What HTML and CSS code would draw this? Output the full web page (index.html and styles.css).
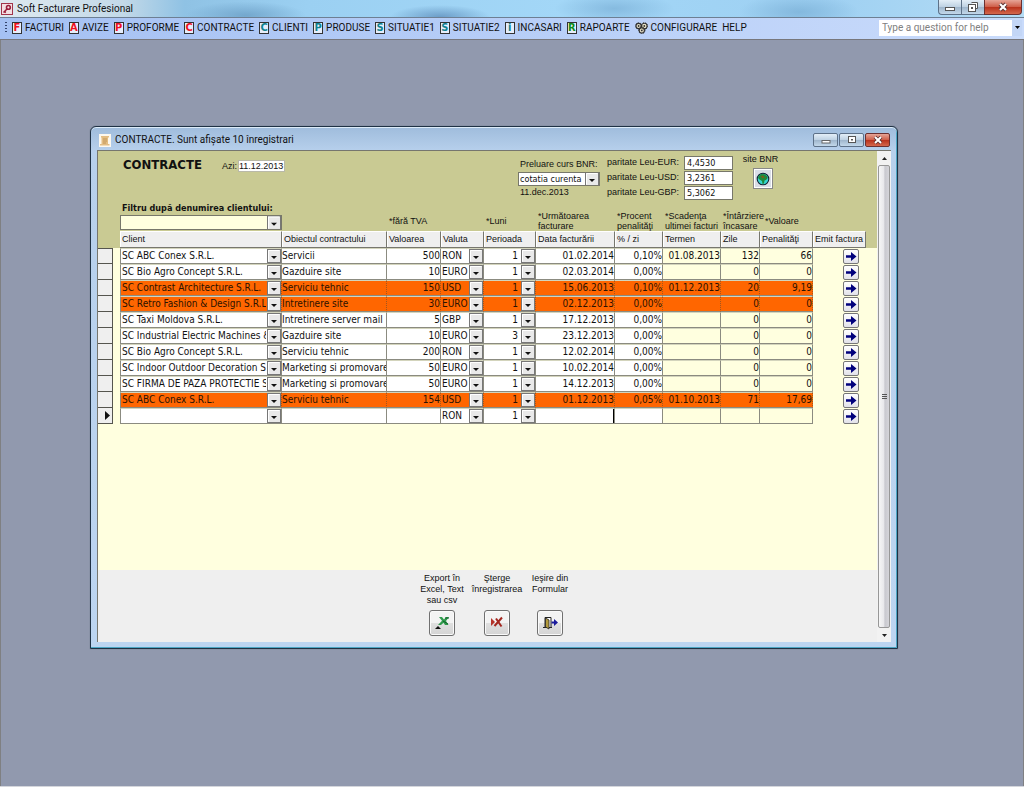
FILE: index.html
```html
<!DOCTYPE html>
<html lang="ro">
<head>
<meta charset="utf-8">
<title>Soft Facturare Profesional</title>
<link rel="stylesheet" href="styles.css">
</head>
<body>
<div class="app">
  <header class="titlebar">
    <svg class="app-icon" viewBox="0 0 12 12" aria-hidden="true"><rect x=".5" y=".5" width="11" height="11" fill="#f3dfe2" stroke="#a2344a"/><circle cx="7.4" cy="4.4" r="1.9" fill="none" stroke="#9c1f3c" stroke-width="1.6"/><path d="M6 6 2.5 9.5M3.4 8.4l1.4 1.2" stroke="#9c1f3c" stroke-width="1.5"/></svg>
    <span class="app-title">Soft Facturare Profesional</span>
    <div class="caption caption-app">
      <button type="button" aria-label="Minimize"><svg viewBox="0 0 12 10"><rect x="1.500" y="5.500" width="9" height="3" fill="#fff" stroke="#555"/></svg></button>
      <button type="button" aria-label="Restore"><svg viewBox="0 0 12 10"><path d="M4.500 .5h6v6h-2" fill="#fff" stroke="#555"/><rect x="1.500" y="2.500" width="7" height="7" fill="#fff" stroke="#555"/><rect x="4" y="5" width="2" height="2" fill="#555"/></svg></button>
      <button type="button" class="close" aria-label="Close"><svg viewBox="0 0 12 10"><path d="M3 2l6 6M9 2 3 8" stroke="#5a3030" stroke-width="4"/><path d="M3 2l6 6M9 2 3 8" stroke="#fff" stroke-width="2.200"/></svg></button>
    </div>
  </header>

  <nav class="menubar">
    <span class="grip"></span>
    <button type="button" class="menu"><span class="tile red">F</span>FACTURI</button>
    <button type="button" class="menu"><span class="tile red">A</span>AVIZE</button>
    <button type="button" class="menu"><span class="tile red">P</span>PROFORME</button>
    <button type="button" class="menu"><span class="tile red">C</span>CONTRACTE</button>
    <button type="button" class="menu"><span class="tile teal">C</span>CLIENTI</button>
    <button type="button" class="menu"><span class="tile teal">P</span>PRODUSE</button>
    <button type="button" class="menu"><span class="tile teal">S</span>SITUATIE1</button>
    <button type="button" class="menu"><span class="tile teal">S</span>SITUATIE2</button>
    <button type="button" class="menu"><span class="tile teal">i</span>INCASARI</button>
    <button type="button" class="menu"><span class="tile green">R</span>RAPOARTE</button>
    <button type="button" class="menu"><svg class="gears" viewBox="0 0 13 12" aria-hidden="true"><g fill="#e8e2c8" stroke="#333" stroke-width="1.100"><circle cx="3.600" cy="4" r="2.600"/><circle cx="9.300" cy="4" r="2.800"/><circle cx="6.800" cy="8.400" r="2.600"/></g><g fill="#333"><circle cx="3.600" cy="4" r=".9"/><circle cx="9.300" cy="4" r=".9"/><circle cx="6.800" cy="8.400" r=".9"/></g><g fill="none" stroke="#333" stroke-width="1" stroke-dasharray="1 1.300"><circle cx="3.600" cy="4" r="3.200"/><circle cx="9.300" cy="4" r="3.300"/><circle cx="6.800" cy="8.400" r="3.200"/></g></svg>CONFIGURARE</button>
    <button type="button" class="menu">HELP</button>
    <div class="ask">
      <input type="text" placeholder="Type a question for help" aria-label="Type a question for help">
      <button type="button" aria-label="Help history"><svg viewBox="0 0 5 3"><path d="M0 0h5L2.500 3z" fill="#000"/></svg></button>
    </div>
  </nav>

  <main class="workspace">
    <section class="window">
      <div class="window-title">
        <svg class="form-icon" viewBox="0 0 12 13" aria-hidden="true"><rect width="12" height="13" fill="#fdf8ee"/><path d="M2 2h8v1.500H9V10h1.500v1.500H1V10h1.500V3.500H2z" fill="#e3bd83"/><path d="M4 5h4M4 7h4M4 9h3" stroke="#b98d50" stroke-width=".8"/></svg>
        <h2>CONTRACTE. Sunt afişate 10 înregistrari</h2>
        <div class="caption caption-form">
          <button type="button" aria-label="Minimize form"><svg viewBox="0 0 12 10"><rect x="2" y="5.500" width="8" height="2.500" fill="#fff" stroke="#666"/></svg></button>
          <button type="button" aria-label="Maximize form"><svg viewBox="0 0 12 10"><rect x="2.500" y="1.500" width="7" height="6" fill="#fff" stroke="#555"/><rect x="5" y="4" width="2" height="1.500" fill="#555"/></svg></button>
          <button type="button" class="close" aria-label="Close form"><svg viewBox="0 0 12 10"><path d="M3 2l6 6M9 2 3 8" stroke="#5a3030" stroke-width="3.600"/><path d="M3 2l6 6M9 2 3 8" stroke="#fff" stroke-width="2"/></svg></button>
        </div>
      </div>

      <div class="client">
        <div class="form">
          <div class="form-header">
            <div class="heading">
              <h1>CONTRACTE</h1>
              <label for="azi">Azi:</label>
              <input id="azi" type="text" value="11.12.2013">
            </div>
            <div class="rate-source">
              <label for="curs">Preluare curs BNR:</label>
              <select id="curs" class="combo"><option>cotatia curenta</option></select>
              <span>11.dec.2013</span>
            </div>
            <div class="rates">
              <label for="eur">paritate Leu-EUR:</label><input id="eur" type="text" value="4,4530">
              <label for="usd">paritate Leu-USD:</label><input id="usd" type="text" value="3,2361">
              <label for="gbp">paritate Leu-GBP:</label><input id="gbp" type="text" value="5,3062">
            </div>
            <div class="bnr">
              <label for="bnr">site BNR</label>
              <button id="bnr" type="button"><svg viewBox="0 0 14 14" aria-hidden="true"><circle cx="7" cy="7" r="5.800" fill="#35d5d0" stroke="#123" stroke-width="1.100"/><path d="M3 3.500 5.500 2l3 .3L11 4l.8 2L10 8 8.500 8.500 8 11.500 6.500 12 6 9 3.500 7.500 2 6z" fill="#1c8a3c"/><path d="M4.500 4.500 7 3.500l1.500 1.500L7 6.500zM9 5l1.500 1-1 1.200z" fill="#77601c"/></svg></button>
            </div>
          </div>

          <table class="grid">
            <colgroup>
              <col class="w-mark"><col class="w-gap"><col class="w-client"><col class="w-object"><col class="w-value"><col class="w-currency"><col class="w-period"><col class="w-date"><col class="w-rate"><col class="w-term"><col class="w-days"><col class="w-penalty"><col class="w-issue"><col>
            </colgroup>
            <thead>
              <tr class="notes">
                <td></td><td></td>
                <td class="filter"><label for="filtru">Filtru după denumirea clientului:</label><select id="filtru" class="combo"><option></option></select></td>
                <td></td><td>*fără TVA</td><td></td><td>*Luni</td><td>*Următoarea<br>facturare</td><td>*Procent<br>penalităţi</td><td>*Scadenţa<br>ultimei facturi</td><td>*Întârziere<br>încasare</td><td class="after">*Valoare</td><td></td><td></td>
              </tr>
              <tr class="titles">
                <td></td><td></td>
                <th scope="col">Client</th><th scope="col">Obiectul contractului</th><th scope="col">Valoarea</th><th scope="col">Valuta</th><th scope="col">Perioada</th><th scope="col">Data facturării</th><th scope="col">% / zi</th><th scope="col">Termen</th><th scope="col">Zile</th><th scope="col">Penalităţi</th><th scope="col">Emit factura</th>
                <td></td>
              </tr>
            </thead>
            <tbody id="rows"></tbody>
          </table>

          <div class="detail-space"></div>

          <div class="form-footer">
            <div class="action">
              <label for="export">Export în<br>Excel, Text<br>sau csv</label>
              <button id="export" type="button"><svg viewBox="0 0 18 18" aria-hidden="true"><path d="M6 3h3l2 2.500L13 3h3l-3 4 2.500 4H12l-1.500-2.300L8 11H5l4-4.200z" fill="#2f9a4c"/><path d="M12 4h4M10 7l5 3" stroke="#11602a"/><path d="M2 15h6l-3-3z" fill="#111"/></svg></button>
            </div>
            <div class="action">
              <label for="delete">Şterge<br>înregistrarea</label>
              <button id="delete" type="button"><svg viewBox="0 0 18 18" aria-hidden="true"><path d="M3 4l4 4-4 4z" fill="#b5332a"/><path d="M14 3.500 6.500 12M8 4.500l5.500 8" stroke="#a3271f" stroke-width="2"/></svg></button>
            </div>
            <div class="action exit">
              <label for="exit">Ieşire din<br>Formular</label>
              <button id="exit" type="button"><svg viewBox="0 0 18 18" aria-hidden="true"><path d="M4 13V3.500h6V13M2 13.500h9" fill="#fff" stroke="#222"/><path d="M4.500 4 8 6v9l-3.500-2z" fill="#b39a3c" stroke="#222" stroke-width=".8"/><path d="M10.500 7.500H13V5l4 3.500-4 3.500V9.500h-2.500z" fill="#1a1a9c"/></svg></button>
            </div>
          </div>
        </div>

        <div class="scrollbar">
          <button type="button" aria-label="Scroll up"><svg viewBox="0 0 5 3"><path d="M0 3h5L2.500 0z" fill="#222"/></svg></button>
          <div class="thumb"><span></span></div>
          <button type="button" aria-label="Scroll down"><svg viewBox="0 0 5 3"><path d="M0 0h5L2.500 3z" fill="#222"/></svg></button>
        </div>
      </div>
    </section>
  </main>
</div>
<script src="rows.js"></script>
</body>
</html>
```
FILE: styles.css
```css
* { box-sizing: border-box; }

:root {
  --khaki: #c9ca93;
  --cream: #ffffdf;
  --face: #efefef;
  --line: #8b8b80;
  --ui: Roboto, "Open Sans", sans-serif;
  --data: "DejaVu Sans Condensed", "DejaVu Sans", sans-serif;
  --label: "Liberation Sans", Arial, sans-serif;
}

body { margin: 0; font: 9px/11px var(--label); color: #111; }

button, input, select {
  margin: 0; padding: 0; border: 0; border-radius: 0;
  background: none; font: inherit; color: inherit;
}

svg { display: block; }
h1, h2 { margin: 0; }

.app { display: flex; flex-direction: column; min-height: 100vh; background: #d4d6dc; }

/* Application caption */
.titlebar {
  display: flex; align-items: flex-start; height: 18px;
  border-bottom: 1px solid #6d7f93;
  background:
    radial-gradient(ellipse 60px 14px at 24% 90%, #6c9fc6cc, transparent),
    radial-gradient(ellipse 50px 12px at 43% 100%, #5f8fbccc, transparent),
    radial-gradient(ellipse 60px 16px at 60% 50%, #7fb4dacc, transparent),
    radial-gradient(ellipse 60px 18px at 78% 70%, #7db2d8cc, transparent),
    linear-gradient(90deg, #dfe9f0, #c3d9e8 12%, #8fc2e4 18%, #9bd0f2 30%, #a3d7f7 55%, #9ed0f2 80%, #b4dcf5);
}
.app-icon { width: 12px; height: 12px; margin: 3px 4px 0 1px; }
.app-title { flex: 1; font: 10px/17px var(--ui); }

.caption { display: flex; }
.caption button {
  display: flex; align-items: center; justify-content: center;
  border: 1px solid #5d7188;
  background: linear-gradient(#e3eef7, #bfd2e3 48%, #9fb6cc 52%, #c3d8ea);
}
.caption svg { width: 12px; height: 10px; }
.caption .close { background: linear-gradient(#e6a597, #cf5f4a 48%, #b9321c 52%, #d4674c); border-color: #6b3030; }
.caption-app { margin-right: 2px; }
.caption-app button { width: 23px; height: 15px; border-top: 0; border-right: 0; }
.caption-app button:first-child { border-bottom-left-radius: 4px; }
.caption-app .close { width: 38px; border-right: 1px solid #6b3030; border-bottom-right-radius: 4px; }

/* Menu */
.menubar {
  display: flex; align-items: center; gap: 5px; height: 22px; padding: 0 2px 2px 5px;
  border-bottom: 1px solid #77777c;
  background: linear-gradient(90deg, #a5c1f3, #c9dbfb);
  font: 10px/16px var(--ui);
}
.grip { width: 2px; height: 12px; background: repeating-linear-gradient(#34456c 0 1px, transparent 1px 3px); }
.menu { display: flex; align-items: center; gap: 3px; white-space: nowrap; }
.tile {
  width: 10px; height: 12px; border: 1px solid #333;
  background: #e6eefb; font: bold 11px/10px var(--data); text-align: center;
}
.red { color: #f01020; }
.teal { color: #0e8290; }
.green { color: #0a8a18; }
.gears { width: 13px; height: 12px; }
.ask { display: flex; width: 143px; height: 16px; margin-left: auto; background: #fff; }
.ask input { flex: 1; min-width: 0; padding-left: 3px; }
.ask input::placeholder { color: #808080; opacity: 1; }
.ask button { display: flex; align-items: center; justify-content: center; width: 10px; background: #c3d6f6; }
.ask svg { width: 5px; height: 3px; }

/* Workspace and form window */
.workspace {
  flex: 1; display: flex; padding: 86px 125px 137px 89px; margin-bottom: 1px;
  border: solid #7f8082; border-width: 0 1px 0 1px; background: #9199ae;
}
.window {
  flex: 1; display: flex; flex-direction: column; min-width: 0; padding: 0 6px 6px;
  border: 1px solid #1f3144; border-radius: 6px 6px 0 0;
  box-shadow: inset 0 1px #dcebf8, inset -1px -1px #4ca6c4, 0 0 1px #4a4f5c;
  background: linear-gradient(#9fbcdc, #b7d0ec 24px, #bcd5f1);
}
.window-title { display: flex; align-items: center; height: 23px; padding-top: 3px; }
.form-icon { width: 12px; height: 13px; margin: 0 4px 0 2px; }
.window-title h2 { flex: 1; font: 10px/16px var(--ui); }
.caption-form { gap: 1px; margin-right: 1px; }
.caption-form button { width: 25px; height: 14px; border-radius: 2px; }

.client { flex: 1; display: flex; border: solid #76766e; border-width: 1px 0 0 1px; background: #fff; }
.form { flex: 1; display: flex; flex-direction: column; min-width: 0; background: var(--cream); }

/* Form header */
.form-header { display: flex; height: 51px; padding-right: 100px; background: var(--khaki); }
.form-header input { background: #fff; }
.heading { flex: 1; display: flex; align-items: baseline; padding: 5px 0 0 25px; }
.heading h1 { font: bold 13px/17px var(--data); margin-right: 20px; }
.heading label { margin-right: 1px; }
.heading input { width: 47px; height: 12px; border: 1px solid #b9b9a8; }
.rate-source { display: flex; flex-direction: column; width: 89px; padding-top: 8px; }
.rate-source label, .rate-source span { padding-left: 2px; }
.rate-source .combo { width: 82px; height: 14px; margin: 2px 0 1px; background-color: #fff; font: 9px/12px var(--data); }
.rates { display: grid; grid-template-columns: 77px 49px; grid-auto-rows: 15px; align-items: center; padding-top: 4px; }
.rates input { width: 49px; height: 14px; padding-left: 2px; border: 1px solid #77776a; font: 9px/12px var(--data); }
.bnr { display: flex; flex-direction: column; align-items: center; width: 33px; margin-left: 11px; padding-top: 3px; white-space: nowrap; }
.bnr button {
  display: flex; align-items: center; justify-content: center;
  width: 20px; height: 21px; margin: 3px 0 0 4px; border: 1px solid #888; box-shadow: inset 0 0 0 1px #fff; background: #d9dde6;
}
.bnr svg { width: 14px; height: 14px; }

/* Drop-downs share one arrow button drawn at the right edge */
.combo {
  appearance: none; border: 1px solid #77776a; padding: 0 14px 0 1px;
  background: url("data:image/svg+xml,%3Csvg xmlns='http://www.w3.org/2000/svg' width='14' height='14'%3E%3Crect x='.5' y='.5' width='13' height='13' fill='%23e9e9e9' stroke='%23777'/%3E%3Cpath d='M1.500 12.500v-11h11' fill='none' stroke='%23fff'/%3E%3Cpath d='M4 7h6L7 10z' fill='%23111'/%3E%3C/svg%3E") right center no-repeat;
}

/* Contracts grid */
.grid { width: 100%; table-layout: fixed; border-collapse: separate; border-spacing: 0; }
.grid td, .grid th { padding: 0; overflow: hidden; white-space: nowrap; text-align: left; }
.grid thead { background: var(--khaki); }
.w-mark { width: 15px; }
.w-gap { width: 7px; }
.w-client { width: 162px; }
.w-object { width: 105px; }
.w-value { width: 54px; }
.w-currency { width: 43px; }
.w-period { width: 52px; }
.w-date { width: 79px; }
.w-rate { width: 48px; }
.w-term { width: 58px; }
.w-days { width: 39px; }
.w-penalty { width: 53px; }
.w-issue { width: 53px; }

.grid .notes td { height: 29px; padding: 8px 0 0 2px; line-height: 10px; overflow: visible; }
.grid .notes .after { padding-left: 5px; }
.grid .notes .filter { padding: 0; vertical-align: top; }
.filter label { display: block; padding-left: 2px; font: bold 9px/13px var(--data); }
.filter .combo { display: block; width: 100%; height: 15px; background-color: var(--cream); }

.titles td { height: 17px; }
.grid .titles th {
  height: 17px; padding: 0 2px; font-weight: normal; background: var(--face);
  border: solid #77776e; border-width: 1px 1px 1px 0; border-top-color: #fff;
  box-shadow: inset 1px 0 #fff;
}

.row { font: 10px/14px var(--data); }
.row td { height: 16px; }
.row .cell { border: 1px solid var(--line); border-left: 0; border-top-color: #d3d4bc; background: #fff; }
.row .first { border-left: 1px solid var(--line); }
.row .calc { background: var(--cream); }
.row input, .row select { display: block; width: 100%; height: 14px; border: 0; }
.row select { padding: 0 15px 0 1px; }
.row .num input { text-align: right; }
.row .num select { text-align-last: right; padding-right: 17px; }
.row.late .cell { background: #ff6600; border-right: 1px dotted #a0561f; color: #2b1200; }
.row.current .date input { border-right: 1px solid #000; }
.row .mark { border: solid #55554f; border-width: 0 1px 1px 0; background: var(--face); }
.row:first-child .mark { border-top-width: 1px; }
.mark svg { width: 5px; height: 9px; margin-left: 7px; }
.row .issue { padding-left: 30px; }
.issue button {
  display: flex; align-items: center; justify-content: center;
  width: 16px; height: 15px; border: 1px solid #777; border-radius: 2px; background: linear-gradient(#fff, #e2e2ea);
}
.issue svg { width: 12px; height: 11px; }

.detail-space { flex: 1; }

/* Form footer */
.form-footer { display: flex; gap: 1px; height: 72px; padding: 3px 0 6px 317px; background: var(--face); }
.action { display: flex; flex-direction: column; align-items: center; justify-content: space-between; width: 54px; text-align: center; white-space: nowrap; }
.exit { width: 50px; }
.action button {
  display: flex; align-items: center; justify-content: center;
  width: 26px; height: 26px; border: 1px solid #707070; border-radius: 3px;
  box-shadow: inset 0 0 0 1px #fafafa; background: linear-gradient(#f3f3f3 48%, #dfdfdf 52%, #d4d4d4);
}
.action svg { width: 18px; height: 18px; }

/* Scrollbar */
.scrollbar { display: flex; flex-direction: column; width: 14px; background: #f2f2f2; }
.scrollbar button { display: flex; align-items: center; justify-content: center; height: 14px; }
.scrollbar svg { width: 5px; height: 3px; }
.thumb {
  flex: 1; display: flex; align-items: center; justify-content: center;
  margin: 0 1px; border: 1px solid #979797; border-radius: 2px;
  background: linear-gradient(90deg, #f6f6f6, #e9e9ec 45%, #c9c9cf 60%, #d5d5da);
}
.thumb span { width: 5px; height: 6px; background: repeating-linear-gradient(#555 0 1px, transparent 1px 2px); }
```
FILE: rows.js
```js
const contracts = [
  ["SC ABC Conex S.R.L.", "Servicii", "500", "RON", "1", "01.02.2014", "0,10%", "01.08.2013", "132", "66"],
  ["SC Bio Agro Concept S.R.L.", "Gazduire site", "10", "EURO", "1", "02.03.2014", "0,00%", "", "0", "0"],
  ["SC Contrast Architecture S.R.L.", "Serviciu tehnic", "150", "USD", "1", "15.06.2013", "0,10%", "01.12.2013", "20", "9,19", "late"],
  ["SC Retro Fashion & Design S.R.L.", "Intretinere site", "30", "EURO", "1", "02.12.2013", "0,00%", "", "0", "0", "late"],
  ["SC Taxi Moldova S.R.L.", "Intretinere server mail", "5", "GBP", "1", "17.12.2013", "0,00%", "", "0", "0"],
  ["SC Industrial Electric Machines & Tools", "Gazduire site", "10", "EURO", "3", "23.12.2013", "0,00%", "", "0", "0"],
  ["SC Bio Agro Concept S.R.L.", "Serviciu tehnic", "200", "RON", "1", "12.02.2014", "0,00%", "", "0", "0"],
  ["SC Indoor Outdoor Decoration S.R.L.", "Marketing si promovare", "50", "EURO", "1", "10.02.2014", "0,00%", "", "0", "0"],
  ["SC FIRMA DE PAZA PROTECTIE SRL", "Marketing si promovare", "50", "EURO", "1", "14.12.2013", "0,00%", "", "0", "0"],
  ["SC ABC Conex S.R.L.", "Serviciu tehnic", "154", "USD", "1", "01.12.2013", "0,05%", "01.10.2013", "71", "17,69", "late"],
  ["", "", "", "RON", "1", "", "", "", "", "", "current"]
];

const fields = [
  { name: "Client", kind: "select", css: "cell first" },
  { name: "Obiectul contractului", kind: "input", css: "cell" },
  { name: "Valoarea", kind: "input", css: "cell num" },
  { name: "Valuta", kind: "select", css: "cell" },
  { name: "Perioada", kind: "select", css: "cell num" },
  { name: "Data facturării", kind: "input", css: "cell num date" },
  { name: "% / zi", kind: "input", css: "cell num" },
  { name: "Termen", kind: "input", css: "cell num calc" },
  { name: "Zile", kind: "input", css: "cell num calc" },
  { name: "Penalităţi", kind: "input", css: "cell num calc" }
];

const marker = '<svg viewBox="0 0 5 9" aria-hidden="true"><path d="M0 0l5 4.500L0 9z" fill="#111"/></svg>';
const arrow = '<svg viewBox="0 0 12 11" aria-hidden="true"><path d="M1 4.300h5V1l5.500 4.500L6 10V6.800H1z" fill="#00007c"/></svg>';
const escape = text => text.replace(/&/g, "&amp;");

const control = (field, value) => field.kind === "select"
  ? `<select class="combo" aria-label="${field.name}"><option>${escape(value)}</option></select>`
  : `<input type="text" aria-label="${field.name}" value="${escape(value)}">`;

document.getElementById("rows").innerHTML = contracts.map(record => {
  const state = record[10] || "";
  const cells = fields.map((field, i) => `<td class="${field.css}">${control(field, record[i])}</td>`).join("");
  return `<tr class="row ${state}"><td class="mark">${state === "current" ? marker : ""}</td><td></td>${cells}` +
    `<td class="issue"><button type="button" aria-label="Emit factura">${arrow}</button></td><td></td></tr>`;
}).join("");
```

####

> _The task_: Look through the material above. Copy each line where the word "index" appears.

> _Result of the task_:
What HTML and CSS code would draw this? Output the full web page (index.html and styles.css).
FILE: index.html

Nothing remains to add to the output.